Alle Schulen mit Sekundarstufen I und II sind im Übrigen aufgefordert worden, die bevorstehende Bundestagswahl zum Anlass zu nehmen, die Bemühungen um die politische Bildung der Jugendlichen zu verstärken.

6. Wie unterscheidet sich die Situation Hamburgs von der der Nachbarländer Schleswig-Holstein und Niedersachsen sowohl in finanzieller wie auch organisatorischer Sicht?

Im Gegensatz zur Hamburger Praxis wurden die politischen Jugendorganisationen Junge Union, Jungsozialisten, Grüne Jugend und Junge Linke (vorher Jungdemokraten) in Niedersachsen in den letzten Jahren wie folgt gefördert: 1999: 354 129,09 DM, 2000: 387 634,47 DM, 2001: 390 560,00 DM.

Für das Jahr 2002 ist ein Betrag in Höhe von 200000 E geplant. Die Mittel dienen der politischen Bewusstseinsbildung, wobei die Förderung von Parteiveranstaltungen ausgeschlossen ist. Die Unterstützung erfolgt für bestimmte Maßnahmen im Wege der Projektförderung. Es handelt sich um ca. 150

Veranstaltungen pro Jahr in jeweils unterschiedlicher Anzahl pro beteiligtem Verband.

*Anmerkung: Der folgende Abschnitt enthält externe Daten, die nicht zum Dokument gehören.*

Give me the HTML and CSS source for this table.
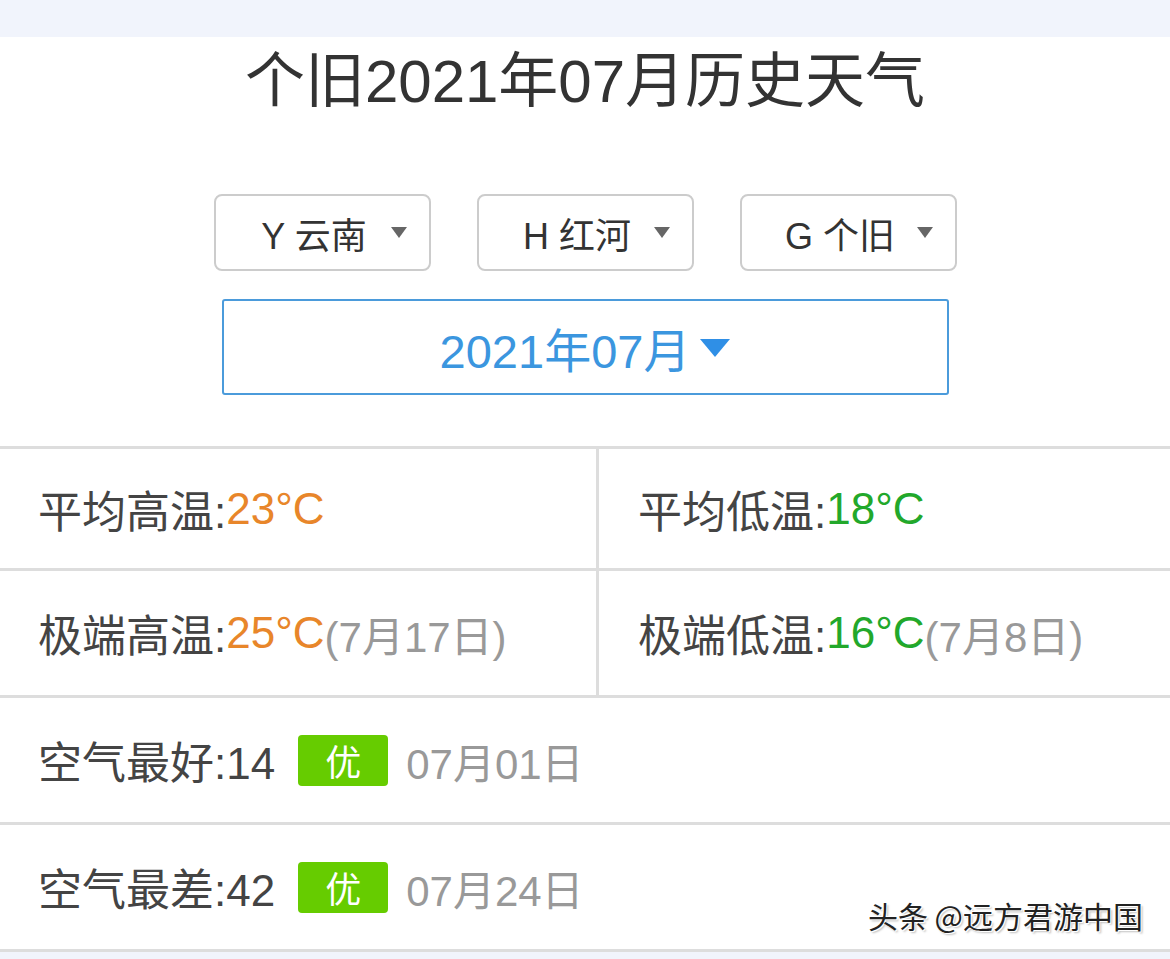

In Schleswig-Holstein erhalten aus dem Bereich Jugendhilfe die Jugendorganisationen der Parteien keine Zuwendungen. Projektbezogene Angebote werden über die dortige Landeszentrale für politische Bildung gefördert. Über die Höhe der Förderung konnten in der für die Beantwortung einer Schriftlichen Kleinen Anfrage zur Verfügung stehenden Zeit von dort keine weiteren Angaben gemacht werden.